November 5, 2015

Christian Parents: Is your Child’s School Fundamentalist?

Christian parent, are you sending your child to a moderate-fee paying Christian school in which there’s a great drama program; good music program aided by funky young teachers who learned their craft in mini-Hillsong-esque churches; a slightly thrown today Christian Education program that occasionally veers towards moralism; a good pastoral care set-up; good sports and outdoor Ed program run by fit young things who help out at SU camps over the summer; and that have a requirement that teachers tick a church attendance box.

You are? Then Christian parents, according to how the educational experts in Australia view it, you are probably sending your children to a Christian fundamentalist school.

Now you go, “Hold on a minute!  Christian fundamentalism?  Isn’t that about dinosaurs not existing, guns, voting conservative, and living in, if not actual compounds, then figurative ones?  Long hair for the girls, short back and sides for the boys?”

Well it used to be, but check out this interesting article on the ABC news website today.  The article begins thus:

The radicalisation of young people has become a growing concern since 15-year-old Farhad Jabar shot dead police accountant Curtis Cheng outside police headquarters in western Sydney on October 2. Concerns that radicalised students are preaching extremist views in school prayer groups have prompted calls for the prayer groups to be cancelled.

Two matters becomes apparent in the article. One, the problem among a minority of people within a minority religion in Australia is being read, for good or ill, as a problem with religion in general within the education system of Australia.  And secondly, given that the radicalisation problem in prayer groups occurred under the very noses of the secular education department in their secular, state schools, (something the article does not say), then it would seem that our practice (i.e, moderate-fee paying Christians schools) is going to be scrutinised to resolve their problem .

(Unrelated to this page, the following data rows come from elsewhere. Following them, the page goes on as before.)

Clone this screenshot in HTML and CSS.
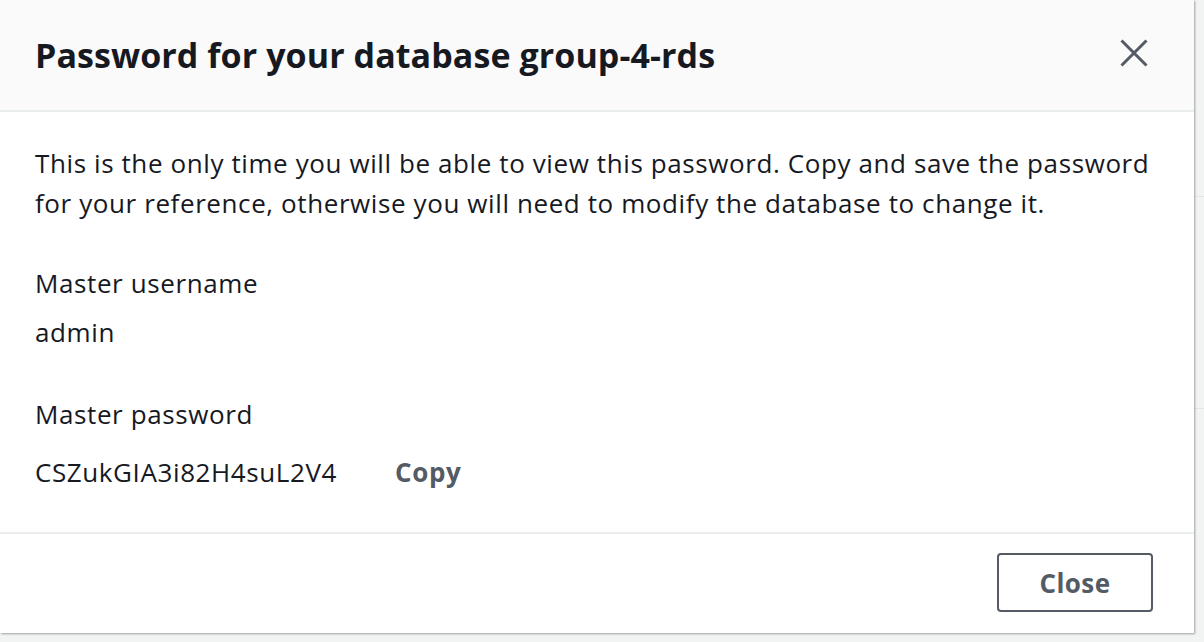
FILE: index.html
```html
<!DOCTYPE html>
<html>
<head>
<meta charset="utf-8">
<link rel="stylesheet" href="styles.css">
</head>
<body>
<div class="page">
  <div class="page-row r1"></div>
  <div class="page-row r2"></div>
  <div class="page-row r3"></div>
</div>
<div class="modal">
  <div class="modal-header">
    <h2 class="title">Password for your database group-4-rds</h2>
    <button class="dismiss" aria-label="Close">
      <svg width="28" height="28" viewBox="0 0 28 28"><path d="M1.5 1.5 L26.5 26.5 M26.5 1.5 L1.5 26.5" stroke="#545b64" stroke-width="3" fill="none"/></svg>
    </button>
  </div>
  <div class="modal-body">
    <p class="intro">This is the only time you will be able to view this password. Copy and save the password for your reference, otherwise you will need to modify the database to change it.</p>
    <div class="field first">
      <div class="label">Master username</div>
      <div class="value">admin</div>
    </div>
    <div class="field second">
      <div class="label">Master password</div>
      <div class="value pw-row"><span>CSZukGIA3i82H4suL2V4</span><span class="copy">Copy</span></div>
    </div>
  </div>
  <div class="modal-footer">
    <button class="close-btn">Close</button>
  </div>
</div>
</body>
</html>
```

FILE: styles.css
```css
html, body {
  margin: 0;
  padding: 0;
}
body {
  background: #f2f3f3;
  width: 1204px;
  height: 642px;
  overflow: hidden;
  position: relative;
  font-family: "Open Sans", "Noto Sans", sans-serif;
  color: #16191f;
}
.page {
  display: flex;
  flex-direction: column;
}
.page-row {
  border-bottom: 1px solid #e4e6e6;
}
.r1 { height: 196px; }
.r2 { height: 211px; }
.r3 { height: 200px; border-bottom: 0; }
.modal {
  position: absolute;
  top: 0;
  left: 0;
  width: 1194px;
  height: 633px;
  background: #ffffff;
  box-shadow: 1px 1px 2px rgba(0,0,0,0.35);
  display: flex;
  flex-direction: column;
}
.modal-header {
  height: 110px;
  flex: none;
  background: #fafafa;
  border-bottom: 2px solid #eaeded;
  display: flex;
  align-items: center;
  justify-content: space-between;
  padding: 0 46px 0 35px;
}
.title {
  margin: 0;
  font-size: 34px;
  line-height: 46px;
  font-weight: 700;
  letter-spacing: 0.08px;
  color: #16191f;
}
.dismiss {
  background: none;
  border: 0;
  padding: 0;
  width: 28px;
  height: 28px;
  display: flex;
  margin-top: -4px;
}
.modal-body {
  flex: 1;
  padding: 0 40px 0 35px;
  font-size: 26px;
  letter-spacing: 0.6px;
}
.intro {
  margin: 31px 0 0 0;
  line-height: 40px;
}
.field.first {
  margin-top: 40px;
}
.field.second {
  margin-top: 42px;
}
.label {
  line-height: 40px;
}
.value {
  line-height: 40px;
  margin-top: 9px;
}
.pw-row {
  display: flex;
  gap: 58px;
  margin-top: 18px;
}
.copy {
  font-weight: 700;
  color: #545b64;
}
.modal-footer {
  flex: none;
  border-top: 2px solid #eaeded;
  display: flex;
  align-items: flex-start;
  justify-content: flex-end;
  padding: 19px 41px 0 0;
  box-sizing: border-box;
  height: 101px;
}
.close-btn {
  width: 156px;
  height: 59px;
  border: 2px solid #545b64;
  border-radius: 4px;
  background: #fff;
  font-family: inherit;
  font-size: 26px;
  letter-spacing: 0.45px;
  font-weight: 700;
  color: #545b64;
  padding: 0;
}
```
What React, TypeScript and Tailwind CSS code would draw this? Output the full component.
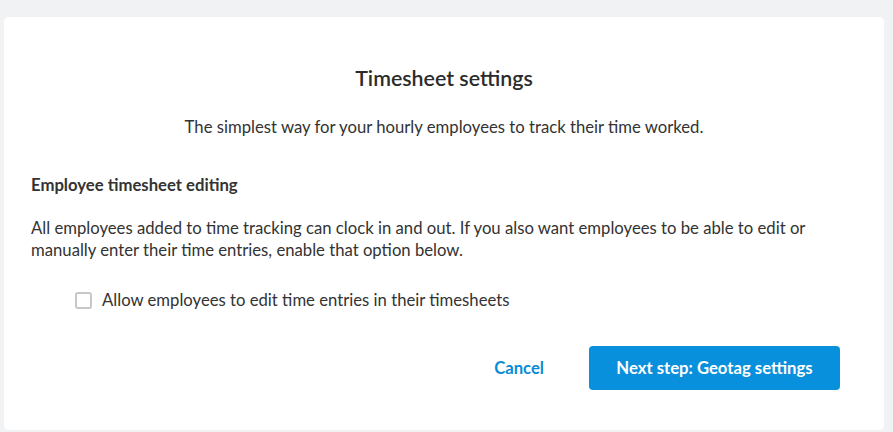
export default function App() {
  return (
    <div
      className="w-[893px] h-[432px] bg-[#f1f2f4] pt-[17px] pl-[4px] overflow-hidden"
      style={{ fontFamily: 'Lato, "Noto Sans", sans-serif' }}
    >
      <div className="w-[880px] h-[413px] bg-white rounded-[5px] flex flex-col text-[#333333] text-[16.7px] leading-[22px]">
        <h1 className="mt-[48px] text-center text-[21.4px] leading-[26px] font-semibold text-[#2b2b2b]">
          Timesheet settings
        </h1>
        <p className="mt-[25px] text-center">
          The simplest way for your hourly employees to track their time worked.
        </p>
        <div className="px-[27px]">
          <h2 className="mt-[36px] font-bold">Employee timesheet editing</h2>
          <p className="mt-[21px] max-w-[790px]">
            All employees added to time tracking can clock in and out. If you also want employees to be able to edit or
            manually enter their time entries, enable that option below.
          </p>
          <label className="mt-[28px] ml-[44px] flex items-center gap-[10px]">
            <span className="w-[17px] h-[17px] border-2 border-[#c7c7c7] rounded-[3px] bg-white" />
            Allow employees to edit time entries in their timesheets
          </label>
        </div>
        <div className="mt-[35px] mr-[44px] flex justify-end items-center gap-[45px]">
          <button className="font-bold text-[#0a8bd6]">Cancel</button>
          <button className="w-[251px] h-[44px] rounded-[4px] bg-[#0890dc] text-white font-bold">
            Next step: Geotag settings
          </button>
        </div>
      </div>
    </div>
  )
}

The article begins by talking about radicalising prayer groups in schools which lead 15 year old boys to murder, then launches into an investigation of religious schools in Australia, and how the percentage of such schools is extremely high, given the OECD average.

Now I am not saying this to stir the culture wars pot, but merely to point out that from this side of the fence, the evangelical Christian side, the average Christian school looks fairly culturally domesticated.  As a father of a 14 year old artsy daughter I think her school’s education and arts program is wonderful.  As a pastor of a church I think her school’s Christian framework leaves a little to be desired, primarily because untrained people are being asked to teach the topic, and Christianity generally becomes the subject that gets left-over time.  For us – and for many others including a majority percentage of un-churched families who want their child to flourish in a good environment – it’s a Goldilocks school; not too hot, not too cold, just right, especially given the government alternative in my neck of the woods, which is more like the Big Bad Wolf.

Yet to hear Dr David Zingier from Monash University’s Faculty of Education describe such a school, it sounds like it’s liable to lead to another shooting. Dr Zingier labels all such schools as my daughter’s “Christian fundamentalist”.  Now I don’t think he’s making a pejorative statement there, but simply reading it as he sees it – anything outside of the well-heeled church schools that claim to be Christian schools fit that category, primarily because of its understanding if Scripture, salvation, worldview etc.

Now for those of us within the Christian community we tend to see the nuances, don’t we? I mean every teacher in my daughter’s school would be horrified to hear that the secular education system regards their savvy, snappy, well run, relaxed environment school as “Christian fundamentalist”. We know what a fundamentalist actually is in Christian circles – and it’s not us.  Yet clearly it is us according to the new narrative, since clearly secularists see no such nuances. And we’d better get used to this new nomenclature, and the scrutiny it will bring us under.

As I have said it before, the scrutinising spotlight is going to be focussed on Christians in the culture and the public square in a way we have not experienced in the West before.  It just seems interesting that the catalyst for such scrutiny is not because of what is being doing by self-proclaimed Christians school, or even what is being carried out in private schools, but by radicalised Muslims in government schools. A secular camel being pushed through a religious needle.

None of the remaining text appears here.